KIMBERLY HEFLING   10/17/11 04:58 PM ET   AP

WASHINGTON — Signaling some unity in the Senate on overhauling the "No Child Left Behind" law, two senators announced Monday an agreement to move forward on bipartisan legislation to revamp it.

Soon after, however, Education Secretary Arne Duncan issued a statement noting that the bill did not include a provision the administration favors, which is a requirement that local and state districts develop teacher and principal evaluation systems. Duncan said he believes "that comprehensive evaluation system based on multiple measures, including student achievement, is essential for education reform to move forward" and "we can't retreat from reform."

Sen. Tom Harkin, D-Iowa, and Mike Enzi, Wyo., the top senators from their parties on the Senate committee with jurisdiction over education, made the announcement two days before the committee will consider the sweeping bill that seeks to give more control to states on education and change some of the law's unpopular proficiency standards. Last week, Harkin released an outline of the plan the senators had been working on behind closed doors that did include a component on teacher and principal evaluations.

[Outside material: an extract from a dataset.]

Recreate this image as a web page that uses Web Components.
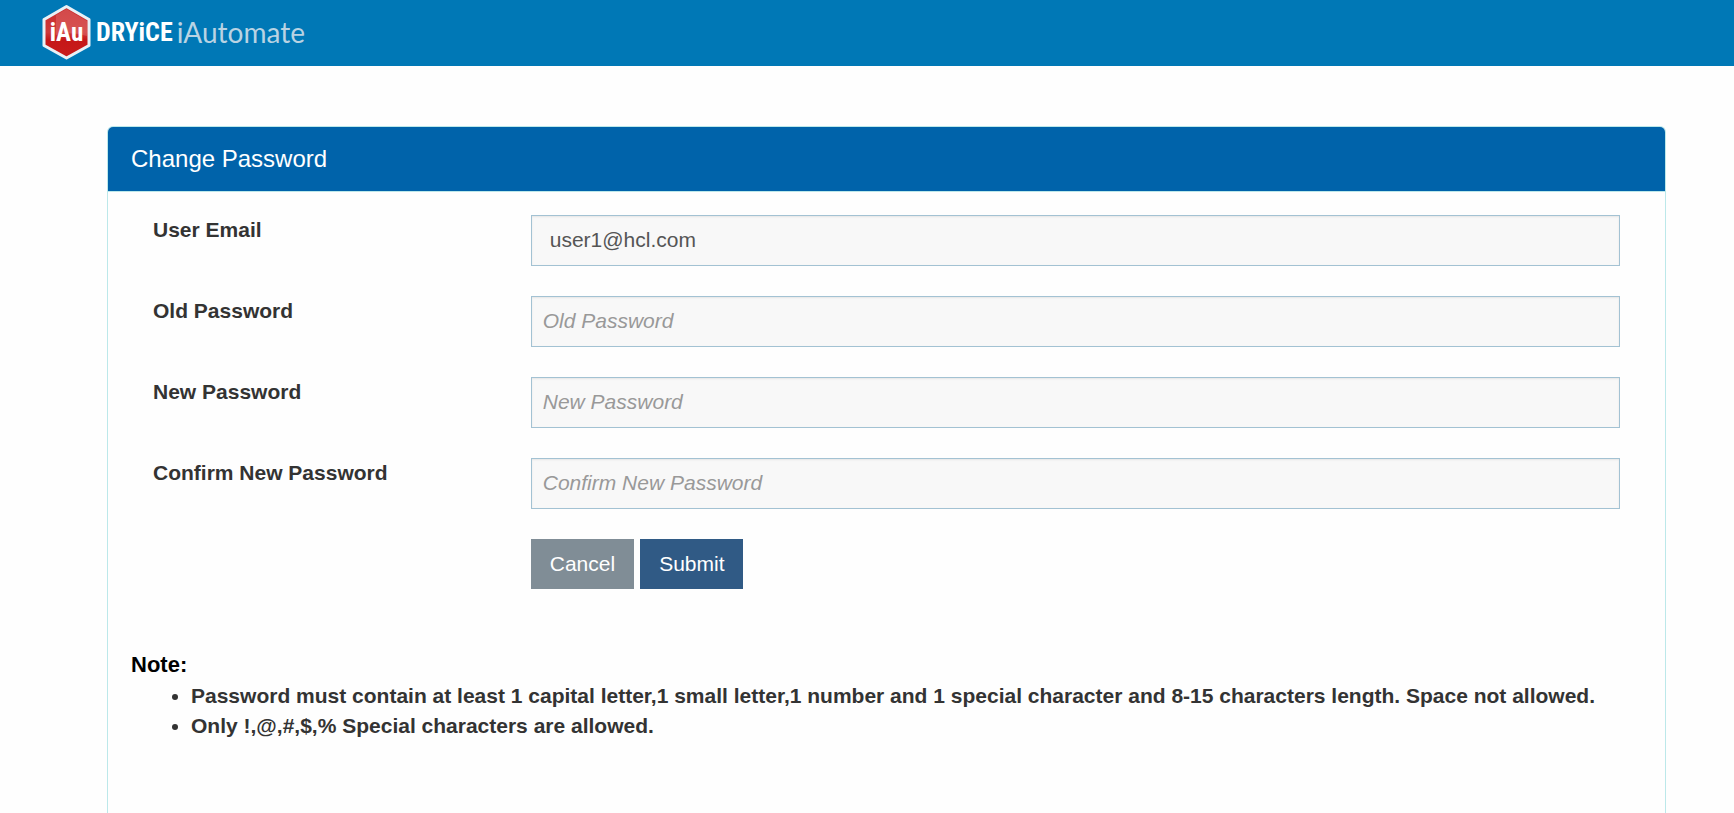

At the time, Enzi hadn't yet publicly signed onto the plan.

In a statement, Harkin called the bill a "compromise that demonstrates that congressional Democrats and Republicans can overcome partisan differences."

The National Education Association teachers' union as well as four organizations representing principals, school administrators and school boards, had sent a letter to the senators expressing concern about the language in the bill. On teacher and principal evaluations, the groups said they were concerned about the capacity of states and local school districts to develop meaningful evaluation systems that did not become mechanisms for forced teacher and principal distribution.

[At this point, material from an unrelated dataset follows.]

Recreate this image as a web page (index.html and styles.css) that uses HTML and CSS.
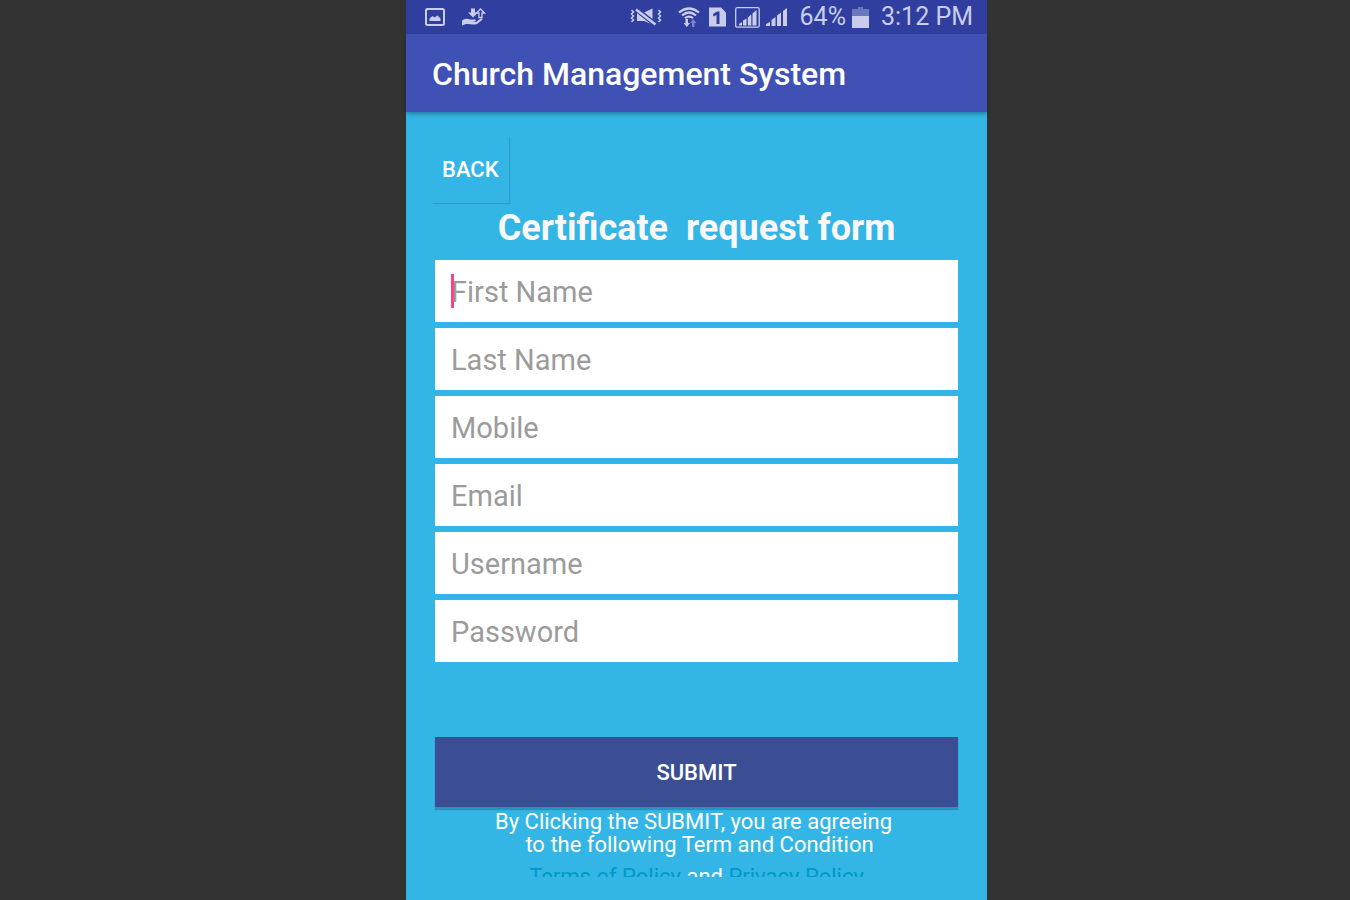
FILE: index.html
```html
<!DOCTYPE html>
<html lang="en">
<head>
<meta charset="utf-8">
<meta name="viewport" content="width=device-width, initial-scale=1">
<title>Church Management System</title>
<link rel="stylesheet" href="styles.css">
</head>
<body>
<div class="phone">
  <div class="status-bar">
    <div class="status-group status-left">
      <svg width="20" height="18" viewBox="0 0 20 18" aria-hidden="true"><rect x="1" y="1" width="18" height="16" rx="1.500" fill="none" stroke="currentColor" stroke-width="2"/><path d="M4.500 13V10.500L7.500 8L9.500 9.500L12.500 7.500L15.500 10.500V13Z" fill="currentColor"/></svg>
      <svg width="24" height="18" viewBox="0 0 24 18" aria-hidden="true"><path d="M9 0.500h4v4h3l-5 5-5-5h3z" fill="currentColor"/><path d="M18.500 1l4 4h-2.500v4.500h-3V5h-2.500z" fill="none" stroke="currentColor" stroke-width="1.300"/><path d="M0 12.500C3 10 6 10.500 8 11.500H13C14.500 12 14 13.500 12.500 13.500H9L14 14L18 11C20 9.800 21.500 11 19.500 12.500L15 16C11 17.500 7 15.500 4 16L0 17.500Z" fill="currentColor"/></svg>
    </div>
    <div class="status-group status-right">
      <svg class="mute-icon" width="32" height="18" viewBox="0 0 32 18" aria-hidden="true"><path d="M7 4.500H14L22.500 0.500V16.500L14 13H7Z" fill="currentColor"/><path d="M6 1L26 17" stroke="#303f9f" stroke-width="5"/><path d="M6 1.500L25.500 16.500" stroke="currentColor" stroke-width="2.400"/><path d="M1.500 2l2 2-2 2 2 2-2 2 2 2-2 2M28.500 2l2 2-2 2 2 2-2 2 2 2-2 2" fill="none" stroke="currentColor" stroke-width="1.500"/></svg>
      <svg class="wifi-icon" width="22" height="20" viewBox="0 0 22 20" aria-hidden="true"><g fill="none" stroke="currentColor" stroke-width="2.200"><path d="M1 5.500Q11-2.500 21 5.500"/><path d="M4 8.500Q11 2.500 18 8.500"/><path d="M7 11.200Q11 8 15 11.200"/></g><path d="M7.500 12h2.500v4h2l-3.200 4-3.200-4h1.900z" fill="currentColor"/><path d="M14 20h2.500v-4h2l-3.200-4-3.200 4H14z" fill="currentColor" opacity=".5"/></svg>
      <svg class="sim-icon" width="17" height="20" viewBox="0 0 17 20" aria-hidden="true"><path d="M0 0.500h12l5 5v14H0z" fill="currentColor"/><path d="M4 7L8 4.500H10.500V17H7.500V8L4.500 9.500Z" fill="#303f9f"/></svg>
      <svg class="signal-boxed" width="25" height="21" viewBox="0 0 25 21" aria-hidden="true"><rect x=".7" y=".7" width="23.500" height="19.500" rx="1.500" fill="none" stroke="currentColor" stroke-width="1.300"/><path d="M4 18.500v-1.500l3-2v3.500zM8 18.500v-5l3.500-2v7zM12.800 18.500V10.500l3.500-3v11zM17.500 18.500V6.500l4-3.500v15.500z" fill="currentColor"/></svg>
      <svg class="signal-icon" width="22" height="18" viewBox="0 0 22 18" aria-hidden="true"><path d="M0 18v-2l4-2v4zM5.500 18v-6l4-3v9zM11 18V7.500l4-3v13.500zM17 18V3l4-3v18z" fill="currentColor"/></svg>
      <span class="battery-text">64%</span>
      <svg class="battery-icon" width="17" height="21" viewBox="0 0 17 21" aria-hidden="true"><path d="M0 2h6V0h5v2h6v7H0z" fill="currentColor" opacity=".4"/><path d="M0 9h17v12H0z" fill="currentColor"/></svg>
      <span>3:12 PM</span>
    </div>
  </div>
  <header class="app-bar"><h1 class="app-title">Church Management System</h1></header>
  <main class="content">
    <button class="back-button" type="button">BACK</button>
    <form class="request-form">
      <h2 class="form-title">Certificate&nbsp; request form</h2>
      <div class="fields">
        <div class="field"><input class="text-input" type="text" placeholder="First Name" aria-label="First Name"><span class="caret"></span></div>
        <div class="field"><input class="text-input" type="text" placeholder="Last Name" aria-label="Last Name"></div>
        <div class="field"><input class="text-input" type="tel" placeholder="Mobile" aria-label="Mobile"></div>
        <div class="field"><input class="text-input" type="email" placeholder="Email" aria-label="Email"></div>
        <div class="field"><input class="text-input" type="text" placeholder="Username" aria-label="Username"></div>
        <div class="field"><input class="text-input" type="password" placeholder="Password" aria-label="Password"></div>
      </div>
      <button class="submit-button" type="submit">SUBMIT</button>
      <div class="notice">
        <p class="notice-start">By Clicking the SUBMIT, you are agreeing</p>
        <p class="notice-end">to the following Term and Condition</p>
      </div>
      <p class="policy-links"><a href="#terms">Terms of Policy</a> and <a href="#privacy">Privacy Policy</a></p>
    </form>
  </main>
</div>
</body>
</html>
```

FILE: styles.css
```css
* {
  box-sizing: border-box;
}

body {
  margin: 0;
  min-height: 100vh;
  display: grid;
  grid-template-columns: 406fr minmax(360px, 581fr) 363fr;
  background: #333333;
  color: #ffffff;
  font-family: Roboto, "Liberation Sans", sans-serif;
}

h1, h2, p {
  margin: 0;
}

button, input {
  font-family: inherit;
  border: 0;
  border-radius: 0;
}

.phone {
  grid-column: 2;
  display: flex;
  flex-direction: column;
  background: #33b5e5;
}

.status-bar {
  height: 34px;
  padding: 0 14px 0 19px;
  display: flex;
  align-items: center;
  justify-content: space-between;
  background: #303f9f;
  color: #c9cdea;
  font-size: 25px;
  line-height: 34px;
  white-space: nowrap;
}

.status-group {
  display: flex;
  align-items: center;
}

.status-left {
  gap: 17px;
}

.mute-icon {
  margin-right: 16px;
}

.wifi-icon,
.sim-icon {
  margin-right: 9px;
}

.signal-boxed {
  margin-right: 6px;
}

.signal-icon {
  margin-right: 12px;
}

.battery-icon {
  margin: 0 12px 0 6px;
}

.app-bar {
  height: 78px;
  padding: 2px 26px 0;
  display: flex;
  align-items: center;
  background: #3f51b5;
  box-shadow: 0 2px 4px rgba(0, 0, 0, 0.3);
}

.app-title {
  font-size: 32px;
  line-height: 40px;
  font-weight: 500;
}

.content {
  padding: 24px 29px 22px;
}

.back-button {
  display: block;
  height: 67px;
  margin-left: -3px;
  padding: 0 10px;
  background: #33b5e5;
  color: #ffffff;
  font-size: 22px;
  font-weight: 500;
  box-shadow: 1px 1px 1px rgba(0, 0, 0, 0.12);
}

.form-title {
  padding: 5px 0 12px;
  color: #f8f8f8;
  font-size: 36px;
  line-height: 40px;
  font-weight: 700;
  text-align: center;
}

.fields {
  display: grid;
  gap: 6px;
}

.field {
  position: relative;
}

.text-input {
  display: block;
  width: 100%;
  height: 62px;
  padding: 2px 16px 0;
  background: #ffffff;
  color: #333333;
  font-size: 29px;
}

.text-input::placeholder {
  color: #9b9b9b;
  opacity: 1;
}

.caret {
  position: absolute;
  left: 16px;
  top: 14px;
  width: 3px;
  height: 34px;
  background: #ff4081;
}

.submit-button {
  display: block;
  width: 100%;
  height: 70px;
  margin-top: 75px;
  padding: 1px 0 0;
  background: #3b4d93;
  color: #ffffff;
  font-size: 22px;
  font-weight: 500;
  box-shadow: 0 3px 1px rgba(0, 0, 0, 0.18);
}

.notice {
  padding-top: 3px;
  font-size: 22px;
  line-height: 23px;
  text-align: center;
}

.notice-start {
  padding-right: 6px;
}

.notice-end {
  padding-left: 6px;
}

.policy-links {
  height: 21px;
  overflow: hidden;
  padding-top: 9px;
  font-size: 22px;
  line-height: 23px;
  text-align: center;
}

.policy-links a {
  color: #0099cc;
  text-decoration: none;
}
```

On the other side, groups representing students with disabilities, low-income students, and minority students had sent the senators a letter asking them to go further in ensuring that states hold districts accountable.

Last month, President Barack Obama said he was frustrated with Congress' inability to update the law passed in 2002, so he was moving forward to allow states to apply for waivers around certain requirements. To obtain a waiver, one of the requirements to qualify is that states must set guidelines for teacher and principal evaluation and support systems. At least 39 states, in addition to the District of Columbia and Puerto Rico, have said they intend to apply for a waiver, which could be issued to some states early next year. The administration has said the waivers are a stopgap plan until Congress acts.

Sen. Lamar Alexander, R-Tenn., a former U.S. education secretary who has proposed his own plan, told reporters on a conference call he thinks the bill crafted by Harkin and Enzi has too many federal mandates, but he plans to support moving it out of committee so it can be debated by the entire Congress. He said he's hopeful a law can be passed by the end of the year, so that Duncan isn't turned into "waiver-granting czar."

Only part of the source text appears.